--- The task ---
Return the number of lines in which the word "this" appears; add nothing else.

--- Provided records ---
·····
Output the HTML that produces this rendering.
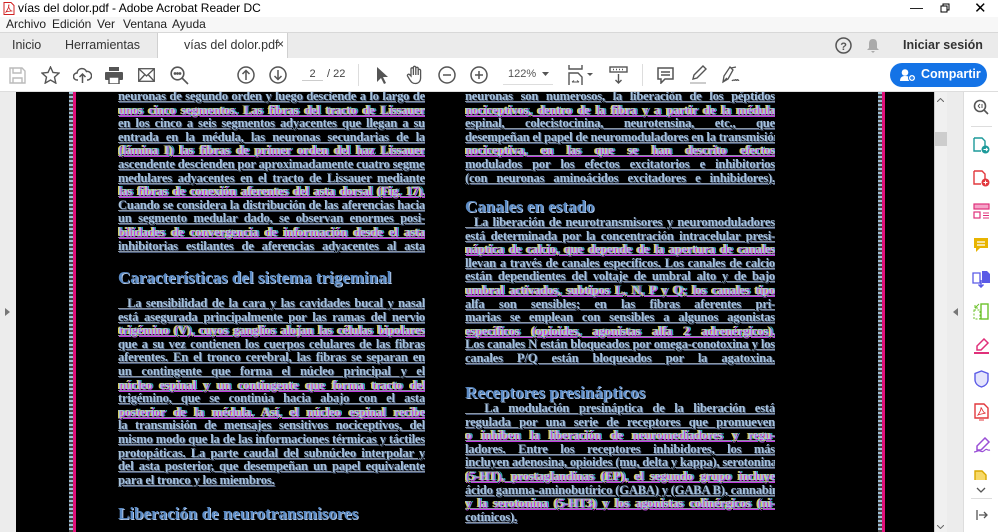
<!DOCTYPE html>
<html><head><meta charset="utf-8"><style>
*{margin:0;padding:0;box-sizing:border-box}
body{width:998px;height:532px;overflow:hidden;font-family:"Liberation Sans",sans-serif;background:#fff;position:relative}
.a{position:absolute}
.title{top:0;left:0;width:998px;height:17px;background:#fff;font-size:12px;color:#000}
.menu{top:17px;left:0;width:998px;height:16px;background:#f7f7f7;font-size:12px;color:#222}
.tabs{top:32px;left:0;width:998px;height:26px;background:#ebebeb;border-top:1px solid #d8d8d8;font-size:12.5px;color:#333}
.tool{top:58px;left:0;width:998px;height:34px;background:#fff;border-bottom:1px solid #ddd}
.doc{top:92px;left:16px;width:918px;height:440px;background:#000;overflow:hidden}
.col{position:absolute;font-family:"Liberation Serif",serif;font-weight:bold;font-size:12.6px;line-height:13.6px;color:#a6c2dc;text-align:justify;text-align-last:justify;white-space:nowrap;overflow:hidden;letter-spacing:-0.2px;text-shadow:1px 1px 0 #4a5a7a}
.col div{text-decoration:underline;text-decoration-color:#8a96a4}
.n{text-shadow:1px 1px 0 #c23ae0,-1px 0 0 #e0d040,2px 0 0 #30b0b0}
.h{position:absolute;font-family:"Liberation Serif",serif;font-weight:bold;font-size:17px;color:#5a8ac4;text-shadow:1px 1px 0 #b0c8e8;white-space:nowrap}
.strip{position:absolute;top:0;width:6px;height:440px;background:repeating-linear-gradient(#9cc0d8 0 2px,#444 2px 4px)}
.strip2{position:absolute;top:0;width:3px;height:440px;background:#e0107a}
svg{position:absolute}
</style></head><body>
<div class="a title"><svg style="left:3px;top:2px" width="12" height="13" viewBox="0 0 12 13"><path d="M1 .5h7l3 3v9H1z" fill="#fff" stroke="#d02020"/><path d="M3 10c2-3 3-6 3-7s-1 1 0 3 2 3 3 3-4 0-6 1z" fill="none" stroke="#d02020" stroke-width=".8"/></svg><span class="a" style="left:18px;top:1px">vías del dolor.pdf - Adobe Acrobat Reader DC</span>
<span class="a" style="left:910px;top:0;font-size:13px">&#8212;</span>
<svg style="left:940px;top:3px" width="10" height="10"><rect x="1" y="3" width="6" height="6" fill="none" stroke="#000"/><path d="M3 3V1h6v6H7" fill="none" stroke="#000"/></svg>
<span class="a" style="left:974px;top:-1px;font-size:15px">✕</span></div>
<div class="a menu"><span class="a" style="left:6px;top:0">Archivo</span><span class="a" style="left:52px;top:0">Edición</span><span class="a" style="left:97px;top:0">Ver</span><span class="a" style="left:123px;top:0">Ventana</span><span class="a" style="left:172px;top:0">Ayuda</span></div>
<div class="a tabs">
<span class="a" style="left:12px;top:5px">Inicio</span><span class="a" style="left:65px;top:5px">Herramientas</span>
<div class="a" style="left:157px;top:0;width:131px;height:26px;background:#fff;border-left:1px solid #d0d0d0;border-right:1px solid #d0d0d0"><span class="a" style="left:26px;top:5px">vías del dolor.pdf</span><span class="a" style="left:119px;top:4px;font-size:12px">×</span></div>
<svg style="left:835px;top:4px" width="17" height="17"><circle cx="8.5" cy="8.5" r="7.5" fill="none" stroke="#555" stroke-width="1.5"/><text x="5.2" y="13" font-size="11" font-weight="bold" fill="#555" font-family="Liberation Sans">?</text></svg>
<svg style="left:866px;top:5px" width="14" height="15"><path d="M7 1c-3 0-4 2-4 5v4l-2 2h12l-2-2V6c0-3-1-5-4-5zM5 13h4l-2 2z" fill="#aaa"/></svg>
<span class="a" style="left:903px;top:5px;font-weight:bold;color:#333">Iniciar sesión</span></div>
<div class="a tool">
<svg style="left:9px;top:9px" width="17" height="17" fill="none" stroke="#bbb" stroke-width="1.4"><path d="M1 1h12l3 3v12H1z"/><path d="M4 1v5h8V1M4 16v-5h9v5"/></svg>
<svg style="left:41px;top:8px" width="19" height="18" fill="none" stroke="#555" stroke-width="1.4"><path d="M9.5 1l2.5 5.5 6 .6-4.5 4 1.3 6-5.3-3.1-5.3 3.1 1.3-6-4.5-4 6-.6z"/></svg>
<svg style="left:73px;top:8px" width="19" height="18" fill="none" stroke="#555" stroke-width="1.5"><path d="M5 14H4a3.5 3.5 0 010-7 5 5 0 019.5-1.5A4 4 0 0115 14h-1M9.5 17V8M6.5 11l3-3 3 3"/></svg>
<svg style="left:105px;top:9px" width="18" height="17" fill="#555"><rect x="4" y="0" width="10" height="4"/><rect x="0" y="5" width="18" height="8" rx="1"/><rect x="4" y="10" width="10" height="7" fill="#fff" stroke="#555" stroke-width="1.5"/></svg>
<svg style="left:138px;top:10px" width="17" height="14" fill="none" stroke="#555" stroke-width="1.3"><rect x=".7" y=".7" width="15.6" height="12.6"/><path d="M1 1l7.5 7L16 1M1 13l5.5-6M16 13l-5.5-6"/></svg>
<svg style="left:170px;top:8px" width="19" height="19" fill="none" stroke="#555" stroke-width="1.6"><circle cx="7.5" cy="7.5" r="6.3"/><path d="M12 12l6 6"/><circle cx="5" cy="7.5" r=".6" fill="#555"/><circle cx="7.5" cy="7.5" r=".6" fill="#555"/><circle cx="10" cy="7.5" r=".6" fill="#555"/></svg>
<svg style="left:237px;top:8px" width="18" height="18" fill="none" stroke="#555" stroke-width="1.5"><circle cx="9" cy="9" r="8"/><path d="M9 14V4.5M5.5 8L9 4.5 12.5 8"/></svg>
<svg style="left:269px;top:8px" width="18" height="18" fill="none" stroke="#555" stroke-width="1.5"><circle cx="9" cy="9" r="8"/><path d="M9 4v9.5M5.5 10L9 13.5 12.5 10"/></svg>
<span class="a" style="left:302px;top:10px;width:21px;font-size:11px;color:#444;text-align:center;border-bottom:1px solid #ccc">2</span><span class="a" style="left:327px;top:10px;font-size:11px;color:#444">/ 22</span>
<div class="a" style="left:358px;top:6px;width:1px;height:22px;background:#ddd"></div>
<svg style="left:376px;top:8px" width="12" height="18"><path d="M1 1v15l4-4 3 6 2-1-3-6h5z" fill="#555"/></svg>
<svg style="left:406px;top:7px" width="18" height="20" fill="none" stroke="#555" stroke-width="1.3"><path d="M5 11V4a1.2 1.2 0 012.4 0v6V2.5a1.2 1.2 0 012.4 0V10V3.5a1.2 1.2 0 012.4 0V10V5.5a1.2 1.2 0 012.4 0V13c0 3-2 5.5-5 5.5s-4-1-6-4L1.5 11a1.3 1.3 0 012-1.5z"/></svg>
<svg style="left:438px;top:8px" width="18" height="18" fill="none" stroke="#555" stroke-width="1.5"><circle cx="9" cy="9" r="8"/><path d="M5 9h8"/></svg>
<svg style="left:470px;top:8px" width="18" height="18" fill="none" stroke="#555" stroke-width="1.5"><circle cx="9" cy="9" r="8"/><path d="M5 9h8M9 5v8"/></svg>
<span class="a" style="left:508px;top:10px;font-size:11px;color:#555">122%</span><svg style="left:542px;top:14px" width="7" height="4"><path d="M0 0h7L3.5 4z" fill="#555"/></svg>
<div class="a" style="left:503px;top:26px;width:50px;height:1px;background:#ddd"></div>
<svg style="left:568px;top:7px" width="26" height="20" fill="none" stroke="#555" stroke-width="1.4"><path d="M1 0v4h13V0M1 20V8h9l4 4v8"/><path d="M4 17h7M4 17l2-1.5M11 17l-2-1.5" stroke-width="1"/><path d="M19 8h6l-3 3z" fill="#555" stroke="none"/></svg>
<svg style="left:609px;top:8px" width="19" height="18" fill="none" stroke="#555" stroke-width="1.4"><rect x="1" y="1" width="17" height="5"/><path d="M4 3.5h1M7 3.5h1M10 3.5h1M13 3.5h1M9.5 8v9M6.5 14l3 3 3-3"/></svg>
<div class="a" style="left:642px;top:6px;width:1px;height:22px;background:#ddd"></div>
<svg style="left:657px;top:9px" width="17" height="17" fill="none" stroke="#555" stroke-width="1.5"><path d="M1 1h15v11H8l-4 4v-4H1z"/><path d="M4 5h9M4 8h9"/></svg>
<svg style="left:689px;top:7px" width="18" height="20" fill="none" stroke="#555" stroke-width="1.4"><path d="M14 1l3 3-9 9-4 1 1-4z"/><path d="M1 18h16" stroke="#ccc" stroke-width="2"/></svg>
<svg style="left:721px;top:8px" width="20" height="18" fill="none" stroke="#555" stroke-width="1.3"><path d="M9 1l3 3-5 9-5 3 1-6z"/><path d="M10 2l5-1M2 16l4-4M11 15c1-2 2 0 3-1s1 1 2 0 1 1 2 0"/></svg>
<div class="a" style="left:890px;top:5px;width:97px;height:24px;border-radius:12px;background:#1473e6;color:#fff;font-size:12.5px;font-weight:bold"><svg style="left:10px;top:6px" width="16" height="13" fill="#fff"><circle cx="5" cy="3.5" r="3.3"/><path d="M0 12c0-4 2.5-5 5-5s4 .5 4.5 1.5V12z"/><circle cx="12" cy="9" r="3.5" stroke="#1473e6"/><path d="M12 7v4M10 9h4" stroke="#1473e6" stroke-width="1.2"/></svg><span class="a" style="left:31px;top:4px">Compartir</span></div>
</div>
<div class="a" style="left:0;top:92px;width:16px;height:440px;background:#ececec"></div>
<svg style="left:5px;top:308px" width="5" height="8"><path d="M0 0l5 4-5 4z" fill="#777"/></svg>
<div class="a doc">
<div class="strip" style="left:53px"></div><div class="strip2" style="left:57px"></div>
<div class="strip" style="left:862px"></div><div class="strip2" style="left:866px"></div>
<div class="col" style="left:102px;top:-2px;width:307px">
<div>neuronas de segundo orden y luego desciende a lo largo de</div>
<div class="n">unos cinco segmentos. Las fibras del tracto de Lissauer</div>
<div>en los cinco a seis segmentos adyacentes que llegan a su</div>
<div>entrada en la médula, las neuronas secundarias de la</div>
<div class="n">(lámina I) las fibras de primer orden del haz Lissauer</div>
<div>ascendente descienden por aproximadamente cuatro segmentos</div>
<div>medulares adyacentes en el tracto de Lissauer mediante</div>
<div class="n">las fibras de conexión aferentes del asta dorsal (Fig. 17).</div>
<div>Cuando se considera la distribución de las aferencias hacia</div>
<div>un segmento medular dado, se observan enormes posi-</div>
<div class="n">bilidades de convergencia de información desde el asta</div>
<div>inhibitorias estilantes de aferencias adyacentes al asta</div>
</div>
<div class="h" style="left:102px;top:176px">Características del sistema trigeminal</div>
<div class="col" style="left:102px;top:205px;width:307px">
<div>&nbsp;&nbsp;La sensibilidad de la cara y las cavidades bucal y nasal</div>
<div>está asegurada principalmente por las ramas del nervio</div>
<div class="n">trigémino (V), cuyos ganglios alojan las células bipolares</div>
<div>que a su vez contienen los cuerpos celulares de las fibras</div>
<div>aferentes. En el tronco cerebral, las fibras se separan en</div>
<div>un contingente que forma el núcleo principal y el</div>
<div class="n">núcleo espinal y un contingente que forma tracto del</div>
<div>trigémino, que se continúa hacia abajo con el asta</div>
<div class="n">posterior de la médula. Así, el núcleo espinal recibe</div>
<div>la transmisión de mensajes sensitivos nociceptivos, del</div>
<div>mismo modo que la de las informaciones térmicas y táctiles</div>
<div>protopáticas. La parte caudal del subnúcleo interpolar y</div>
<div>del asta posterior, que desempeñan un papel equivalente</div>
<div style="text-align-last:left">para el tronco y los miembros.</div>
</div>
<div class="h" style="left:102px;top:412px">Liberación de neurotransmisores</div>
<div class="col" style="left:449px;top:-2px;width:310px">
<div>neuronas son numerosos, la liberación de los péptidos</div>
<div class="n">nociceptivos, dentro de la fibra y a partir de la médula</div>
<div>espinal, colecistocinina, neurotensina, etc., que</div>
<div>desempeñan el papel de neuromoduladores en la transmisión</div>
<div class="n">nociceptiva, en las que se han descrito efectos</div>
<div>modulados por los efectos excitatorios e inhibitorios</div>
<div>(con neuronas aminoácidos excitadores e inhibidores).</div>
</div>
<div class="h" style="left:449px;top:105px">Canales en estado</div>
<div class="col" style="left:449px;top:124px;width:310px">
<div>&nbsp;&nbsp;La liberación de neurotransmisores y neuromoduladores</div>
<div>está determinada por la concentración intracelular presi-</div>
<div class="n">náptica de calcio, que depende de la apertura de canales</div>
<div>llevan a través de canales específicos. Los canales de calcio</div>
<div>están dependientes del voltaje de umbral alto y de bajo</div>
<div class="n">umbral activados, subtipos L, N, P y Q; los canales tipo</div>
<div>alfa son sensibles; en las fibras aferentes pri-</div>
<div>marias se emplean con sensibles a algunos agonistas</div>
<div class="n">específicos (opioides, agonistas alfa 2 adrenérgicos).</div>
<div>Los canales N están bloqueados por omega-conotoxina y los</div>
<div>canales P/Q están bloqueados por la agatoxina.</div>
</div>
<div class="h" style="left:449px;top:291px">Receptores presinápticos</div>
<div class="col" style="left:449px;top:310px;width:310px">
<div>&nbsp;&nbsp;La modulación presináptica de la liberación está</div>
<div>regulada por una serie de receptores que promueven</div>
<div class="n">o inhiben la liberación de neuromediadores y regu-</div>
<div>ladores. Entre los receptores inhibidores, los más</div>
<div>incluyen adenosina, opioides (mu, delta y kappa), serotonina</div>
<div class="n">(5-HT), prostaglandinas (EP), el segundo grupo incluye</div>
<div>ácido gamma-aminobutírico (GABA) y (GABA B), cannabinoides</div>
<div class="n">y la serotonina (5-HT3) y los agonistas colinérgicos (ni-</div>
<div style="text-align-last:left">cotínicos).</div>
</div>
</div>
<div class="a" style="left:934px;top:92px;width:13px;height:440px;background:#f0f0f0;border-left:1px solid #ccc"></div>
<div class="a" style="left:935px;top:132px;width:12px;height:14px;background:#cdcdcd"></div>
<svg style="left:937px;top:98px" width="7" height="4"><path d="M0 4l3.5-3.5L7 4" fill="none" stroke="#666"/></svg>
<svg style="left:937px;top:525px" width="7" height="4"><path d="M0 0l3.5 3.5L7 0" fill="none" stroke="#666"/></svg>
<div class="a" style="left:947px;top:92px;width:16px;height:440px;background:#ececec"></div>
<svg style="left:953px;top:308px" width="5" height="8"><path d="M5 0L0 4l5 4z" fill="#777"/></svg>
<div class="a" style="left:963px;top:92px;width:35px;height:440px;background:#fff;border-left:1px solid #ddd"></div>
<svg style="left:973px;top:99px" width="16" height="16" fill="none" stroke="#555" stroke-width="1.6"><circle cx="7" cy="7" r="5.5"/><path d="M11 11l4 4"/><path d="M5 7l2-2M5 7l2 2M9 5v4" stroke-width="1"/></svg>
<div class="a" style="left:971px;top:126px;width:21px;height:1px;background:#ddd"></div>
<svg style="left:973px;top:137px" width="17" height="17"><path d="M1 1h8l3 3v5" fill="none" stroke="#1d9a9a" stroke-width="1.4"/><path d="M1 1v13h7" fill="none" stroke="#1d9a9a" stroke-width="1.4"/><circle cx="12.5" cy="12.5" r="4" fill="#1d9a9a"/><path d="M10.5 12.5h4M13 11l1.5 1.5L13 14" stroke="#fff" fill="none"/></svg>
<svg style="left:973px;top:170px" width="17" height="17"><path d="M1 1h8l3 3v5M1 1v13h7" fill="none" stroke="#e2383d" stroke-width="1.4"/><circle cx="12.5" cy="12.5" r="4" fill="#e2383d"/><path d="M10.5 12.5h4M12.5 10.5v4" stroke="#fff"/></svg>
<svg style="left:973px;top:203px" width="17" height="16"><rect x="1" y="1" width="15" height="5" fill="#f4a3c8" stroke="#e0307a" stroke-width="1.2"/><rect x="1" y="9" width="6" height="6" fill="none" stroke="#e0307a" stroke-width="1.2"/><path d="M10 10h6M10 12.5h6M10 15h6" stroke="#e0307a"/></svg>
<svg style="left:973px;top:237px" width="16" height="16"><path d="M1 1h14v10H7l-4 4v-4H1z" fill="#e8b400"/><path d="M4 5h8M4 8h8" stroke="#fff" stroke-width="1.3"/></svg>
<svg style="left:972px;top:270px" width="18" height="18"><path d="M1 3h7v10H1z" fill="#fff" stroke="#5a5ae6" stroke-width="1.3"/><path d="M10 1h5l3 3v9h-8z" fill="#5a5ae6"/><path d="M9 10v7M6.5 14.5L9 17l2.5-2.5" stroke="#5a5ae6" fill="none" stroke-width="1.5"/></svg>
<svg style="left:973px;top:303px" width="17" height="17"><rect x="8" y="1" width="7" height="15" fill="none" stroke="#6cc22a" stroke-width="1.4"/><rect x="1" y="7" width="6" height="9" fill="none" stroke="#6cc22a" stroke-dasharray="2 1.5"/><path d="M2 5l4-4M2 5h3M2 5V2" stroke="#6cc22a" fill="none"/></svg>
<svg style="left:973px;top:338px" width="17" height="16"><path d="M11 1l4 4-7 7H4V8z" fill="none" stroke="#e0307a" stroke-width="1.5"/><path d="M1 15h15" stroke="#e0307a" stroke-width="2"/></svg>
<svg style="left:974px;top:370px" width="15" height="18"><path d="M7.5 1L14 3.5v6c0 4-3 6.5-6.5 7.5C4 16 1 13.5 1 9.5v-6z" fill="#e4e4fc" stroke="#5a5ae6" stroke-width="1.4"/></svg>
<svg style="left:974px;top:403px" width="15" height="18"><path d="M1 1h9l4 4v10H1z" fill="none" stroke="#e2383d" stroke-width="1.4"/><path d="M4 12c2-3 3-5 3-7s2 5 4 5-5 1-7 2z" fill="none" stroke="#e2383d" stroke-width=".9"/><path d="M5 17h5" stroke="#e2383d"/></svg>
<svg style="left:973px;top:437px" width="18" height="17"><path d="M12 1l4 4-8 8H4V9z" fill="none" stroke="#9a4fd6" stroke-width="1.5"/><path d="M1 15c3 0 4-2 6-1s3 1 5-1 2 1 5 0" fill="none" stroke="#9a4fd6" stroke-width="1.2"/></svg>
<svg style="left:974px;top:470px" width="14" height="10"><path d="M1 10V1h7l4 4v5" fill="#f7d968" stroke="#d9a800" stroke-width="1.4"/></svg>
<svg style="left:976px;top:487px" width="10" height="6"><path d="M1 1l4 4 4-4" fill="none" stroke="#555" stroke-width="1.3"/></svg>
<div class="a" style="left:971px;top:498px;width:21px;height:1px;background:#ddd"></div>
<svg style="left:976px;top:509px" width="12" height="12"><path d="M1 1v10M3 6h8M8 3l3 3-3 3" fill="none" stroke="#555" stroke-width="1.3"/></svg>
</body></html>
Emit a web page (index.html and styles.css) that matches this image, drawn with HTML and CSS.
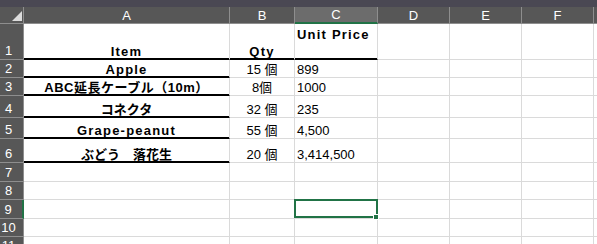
·····
--- Task answer ---
2